I'm a little surprised that dpkg allows this: I would have expected it not to allow the i386 architecture to be removed until all i386 packages had been fully removed, i.e. purged?

In the [preinst] script, [libglib2.0-0t64] uses:

   for arch in $(dpkg --print-architecture) $(dpkg --print-foreign-architectures)

to loop through all architectures, which should look good, but I encountered
a corner case here.

So, yes, the problem here was that libglib2.0-0t64 disarms the faulty maintainer scripts of libglib2.0-0 on architectures that are still enabled, but does not disarm the maintainer script of architectures that dpkg no longer allows installing on this system (in this case i386), and dpkg can still end up running those maintainer scripts when old packages are purged.

dpkg team: is there a good way to ask dpkg for a full list of architectures that might conceivably have a package installed?

I suppose there's

    dpkg-query -W -f '${Architecture}\n' | sort -u | grep -v '^all$'

but, ugh. (Would that be considered a reasonable thing to do in a maintscript?) Or is there a better way?

With hindsight, it would probably have been a good safety-catch against accidents if the postrm refused to remove the cache files as long as one of the files that contributes to the cache exists:

- don't delete /usr/share/glib-2.0/schemas/gschemas.compiled if at least one file /usr/share/glib-2.0/schemas/*.xml exists; - don't delete /usr/lib/${multiarch}/gio/modules/giomodule.cache if at least one file /usr/lib/${multiarch}/gio/modules/*.so exists

Obviously we can't make that change retroactively without a time machine, but we could make that change in testing/unstable, in trixie via trixie-pu, and even in bookworm via bookworm-pu, which would mean that at least users with a fully upgraded (old)stable can't encounter this.

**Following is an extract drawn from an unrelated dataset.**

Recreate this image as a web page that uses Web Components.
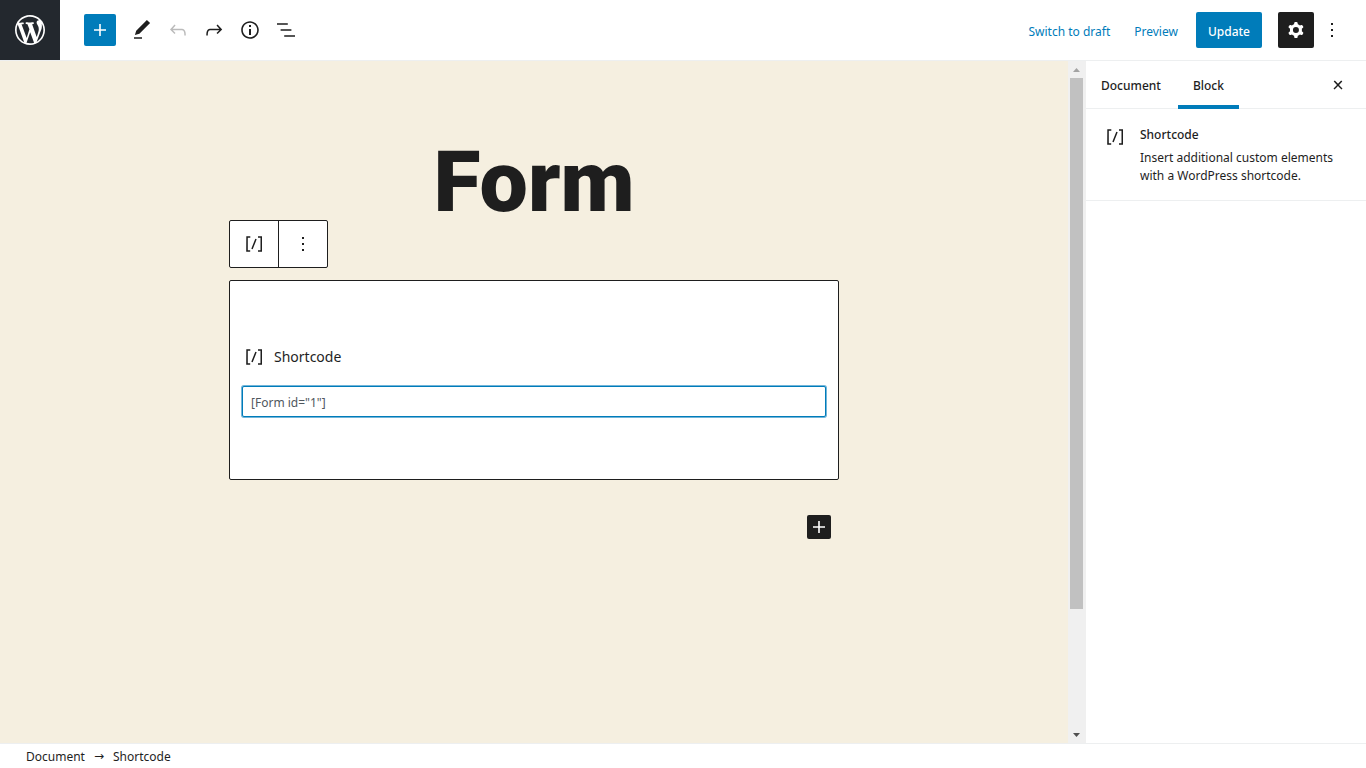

Also with hindsight, it would perhaps have been better if libglib2.0-0:*.postrm cleaned up the cache files during remove, rather than during purge, which would not have solved the original issue but would at least have avoided the action-at-a-distance of deferring their deletion until the packages are finally purged?

I think the ideal solution to this would be if dpkg had a way for packages to declare that they (perhaps jointly) "own" a generated file (prior art: I believe this is what RPM %ghost files are for), so that *dpkg* could be responsible for deleting the generated file at the reference-count transition from 1 to 0 owners. This would fit very nicely with triggers: declare a trigger on the inputs, and declare the generated file as a ghost file. But, again, in the absence of a time machine, new feature development in dpkg won't solve the immediate problem with GLib.

I've fixed this by dpkg-reconfigure libglib2.0-0t64, which runs
glib-compile-schemas.

I confirm that running `dpkg-reconfigure libglib2.0-0t64` is a good workaround for this issue: that brings back the deleted file /usr/share/glib-2.0/schemas/gschemas.compiled.